### Instruction
Do not repeat pictures. Repeat exactly the lines of the listing below from its first line through the line with "738,38 750,38 750,42".

### Information supplied
· · · · ·
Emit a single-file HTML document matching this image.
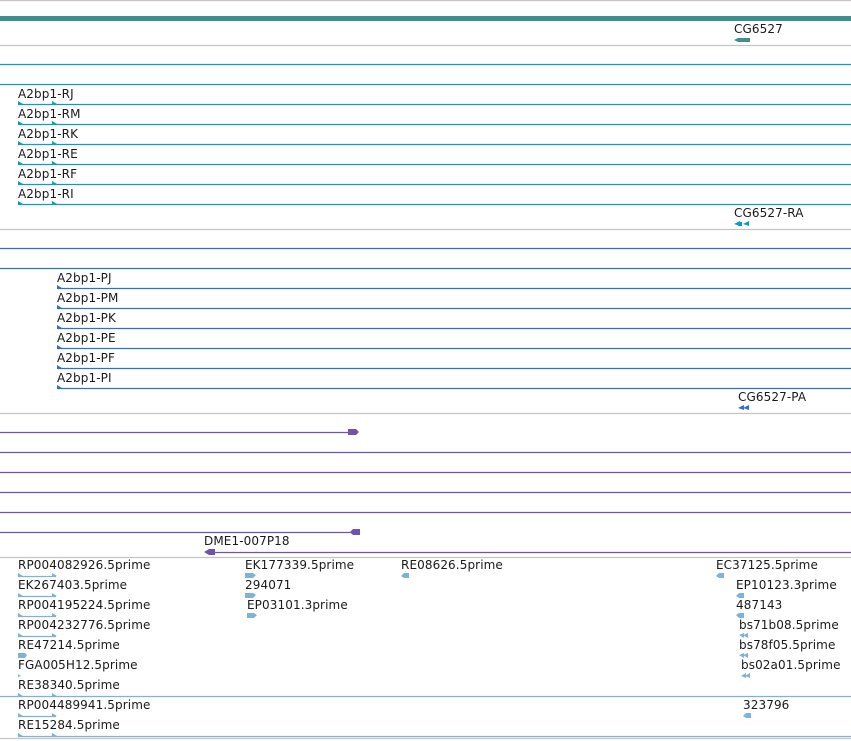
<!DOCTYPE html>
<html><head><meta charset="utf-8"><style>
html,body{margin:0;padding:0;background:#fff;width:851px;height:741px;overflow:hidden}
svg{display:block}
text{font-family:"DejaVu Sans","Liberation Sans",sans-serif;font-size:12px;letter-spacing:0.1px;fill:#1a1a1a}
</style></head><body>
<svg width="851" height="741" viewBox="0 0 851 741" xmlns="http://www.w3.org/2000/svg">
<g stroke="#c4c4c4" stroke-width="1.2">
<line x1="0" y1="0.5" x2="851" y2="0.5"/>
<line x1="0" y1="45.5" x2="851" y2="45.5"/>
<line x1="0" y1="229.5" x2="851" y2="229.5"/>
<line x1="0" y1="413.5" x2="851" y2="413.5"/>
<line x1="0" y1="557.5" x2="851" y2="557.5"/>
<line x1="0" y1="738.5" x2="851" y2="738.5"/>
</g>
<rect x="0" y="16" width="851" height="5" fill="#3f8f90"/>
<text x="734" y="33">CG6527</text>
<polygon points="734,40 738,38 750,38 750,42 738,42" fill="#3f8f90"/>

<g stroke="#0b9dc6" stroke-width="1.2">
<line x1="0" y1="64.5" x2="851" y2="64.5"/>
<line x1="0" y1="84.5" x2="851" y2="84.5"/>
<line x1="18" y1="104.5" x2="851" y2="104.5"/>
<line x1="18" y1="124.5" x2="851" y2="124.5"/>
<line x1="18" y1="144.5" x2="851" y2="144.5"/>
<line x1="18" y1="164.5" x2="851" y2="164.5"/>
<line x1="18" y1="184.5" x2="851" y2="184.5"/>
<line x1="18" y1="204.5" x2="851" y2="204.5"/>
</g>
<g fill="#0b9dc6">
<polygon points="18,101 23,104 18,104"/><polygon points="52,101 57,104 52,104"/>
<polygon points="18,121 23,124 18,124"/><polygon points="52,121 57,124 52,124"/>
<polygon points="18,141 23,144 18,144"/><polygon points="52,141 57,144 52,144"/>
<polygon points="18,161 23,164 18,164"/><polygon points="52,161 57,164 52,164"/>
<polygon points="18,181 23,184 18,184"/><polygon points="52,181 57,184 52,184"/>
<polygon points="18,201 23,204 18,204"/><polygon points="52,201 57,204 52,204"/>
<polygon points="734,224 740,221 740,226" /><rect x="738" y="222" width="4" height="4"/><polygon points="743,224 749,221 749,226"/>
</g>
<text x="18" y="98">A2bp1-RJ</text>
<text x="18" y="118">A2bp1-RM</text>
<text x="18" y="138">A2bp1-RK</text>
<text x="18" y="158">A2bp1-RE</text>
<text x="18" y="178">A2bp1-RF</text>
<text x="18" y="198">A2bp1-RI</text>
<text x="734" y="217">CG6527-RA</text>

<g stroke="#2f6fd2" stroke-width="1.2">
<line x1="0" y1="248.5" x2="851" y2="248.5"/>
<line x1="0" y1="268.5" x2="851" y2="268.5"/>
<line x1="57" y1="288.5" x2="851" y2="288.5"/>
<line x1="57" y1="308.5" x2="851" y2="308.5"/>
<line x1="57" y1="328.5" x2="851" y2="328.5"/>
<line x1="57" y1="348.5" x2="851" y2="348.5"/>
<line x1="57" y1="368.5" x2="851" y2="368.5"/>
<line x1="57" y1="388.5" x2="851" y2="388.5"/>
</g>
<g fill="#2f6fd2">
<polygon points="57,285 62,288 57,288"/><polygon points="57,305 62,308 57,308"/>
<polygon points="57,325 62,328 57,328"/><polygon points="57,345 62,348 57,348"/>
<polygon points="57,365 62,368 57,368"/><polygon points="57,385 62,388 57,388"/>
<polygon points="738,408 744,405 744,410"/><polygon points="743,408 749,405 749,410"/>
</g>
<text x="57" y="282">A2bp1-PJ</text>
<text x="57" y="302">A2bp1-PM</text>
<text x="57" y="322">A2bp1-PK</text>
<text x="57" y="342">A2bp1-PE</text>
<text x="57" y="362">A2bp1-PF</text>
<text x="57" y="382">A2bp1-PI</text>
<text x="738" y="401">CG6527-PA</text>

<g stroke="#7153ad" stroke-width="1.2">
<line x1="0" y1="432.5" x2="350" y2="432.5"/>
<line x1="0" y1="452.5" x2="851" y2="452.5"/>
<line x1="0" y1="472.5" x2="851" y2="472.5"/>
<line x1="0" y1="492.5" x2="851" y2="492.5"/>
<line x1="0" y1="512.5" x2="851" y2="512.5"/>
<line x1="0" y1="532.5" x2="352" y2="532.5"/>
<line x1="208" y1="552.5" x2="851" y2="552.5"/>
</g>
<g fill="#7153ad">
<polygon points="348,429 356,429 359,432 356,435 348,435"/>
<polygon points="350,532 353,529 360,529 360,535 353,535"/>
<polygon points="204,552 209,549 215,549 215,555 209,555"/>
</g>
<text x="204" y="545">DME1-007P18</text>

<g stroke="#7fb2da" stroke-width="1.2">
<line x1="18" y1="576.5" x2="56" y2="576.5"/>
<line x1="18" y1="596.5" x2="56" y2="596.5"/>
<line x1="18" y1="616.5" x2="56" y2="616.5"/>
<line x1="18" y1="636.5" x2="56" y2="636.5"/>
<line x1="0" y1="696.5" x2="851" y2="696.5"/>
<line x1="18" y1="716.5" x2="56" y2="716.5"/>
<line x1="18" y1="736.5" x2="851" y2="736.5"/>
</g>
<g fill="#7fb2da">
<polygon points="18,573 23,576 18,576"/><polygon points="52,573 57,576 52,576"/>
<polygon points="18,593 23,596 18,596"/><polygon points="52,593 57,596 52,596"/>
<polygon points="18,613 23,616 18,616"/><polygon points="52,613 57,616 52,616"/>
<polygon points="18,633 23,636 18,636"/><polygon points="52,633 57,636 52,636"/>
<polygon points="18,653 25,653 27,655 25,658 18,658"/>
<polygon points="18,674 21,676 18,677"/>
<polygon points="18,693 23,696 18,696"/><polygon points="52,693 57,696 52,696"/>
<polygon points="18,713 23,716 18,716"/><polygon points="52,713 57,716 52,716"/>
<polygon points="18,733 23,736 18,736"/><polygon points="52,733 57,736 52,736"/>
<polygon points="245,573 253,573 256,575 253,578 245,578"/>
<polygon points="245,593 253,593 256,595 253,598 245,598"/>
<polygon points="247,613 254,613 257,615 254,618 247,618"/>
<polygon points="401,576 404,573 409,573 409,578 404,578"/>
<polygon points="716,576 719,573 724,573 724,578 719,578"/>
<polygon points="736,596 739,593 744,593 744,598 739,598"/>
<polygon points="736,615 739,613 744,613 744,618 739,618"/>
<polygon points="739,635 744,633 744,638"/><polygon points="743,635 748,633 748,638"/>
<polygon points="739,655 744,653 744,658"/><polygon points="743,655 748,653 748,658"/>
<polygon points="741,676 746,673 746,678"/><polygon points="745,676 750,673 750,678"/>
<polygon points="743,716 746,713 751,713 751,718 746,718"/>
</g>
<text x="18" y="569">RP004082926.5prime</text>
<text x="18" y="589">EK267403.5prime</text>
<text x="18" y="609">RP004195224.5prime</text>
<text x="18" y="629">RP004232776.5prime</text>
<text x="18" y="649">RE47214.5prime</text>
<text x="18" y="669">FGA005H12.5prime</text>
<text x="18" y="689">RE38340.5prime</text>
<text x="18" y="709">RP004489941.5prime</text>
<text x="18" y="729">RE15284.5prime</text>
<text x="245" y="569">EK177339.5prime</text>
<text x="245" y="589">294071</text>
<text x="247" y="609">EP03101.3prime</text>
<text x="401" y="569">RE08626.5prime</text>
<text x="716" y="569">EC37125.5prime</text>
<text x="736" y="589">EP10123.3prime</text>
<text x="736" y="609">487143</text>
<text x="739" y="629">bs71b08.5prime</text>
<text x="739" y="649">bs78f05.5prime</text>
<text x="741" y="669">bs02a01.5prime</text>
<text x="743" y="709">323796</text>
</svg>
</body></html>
· · · · ·
### In response
Emit a single-file HTML document matching this image.
<!DOCTYPE html>
<html><head><meta charset="utf-8"><style>
html,body{margin:0;padding:0;background:#fff;width:851px;height:741px;overflow:hidden}
svg{display:block}
text{font-family:"DejaVu Sans","Liberation Sans",sans-serif;font-size:12px;letter-spacing:0.1px;fill:#1a1a1a}
</style></head><body>
<svg width="851" height="741" viewBox="0 0 851 741" xmlns="http://www.w3.org/2000/svg">
<g stroke="#c4c4c4" stroke-width="1.2">
<line x1="0" y1="0.5" x2="851" y2="0.5"/>
<line x1="0" y1="45.5" x2="851" y2="45.5"/>
<line x1="0" y1="229.5" x2="851" y2="229.5"/>
<line x1="0" y1="413.5" x2="851" y2="413.5"/>
<line x1="0" y1="557.5" x2="851" y2="557.5"/>
<line x1="0" y1="738.5" x2="851" y2="738.5"/>
</g>
<rect x="0" y="16" width="851" height="5" fill="#3f8f90"/>
<text x="734" y="33">CG6527</text>
<polygon points="734,40 738,38 750,38 750,42 738,42" fill="#3f8f90"/>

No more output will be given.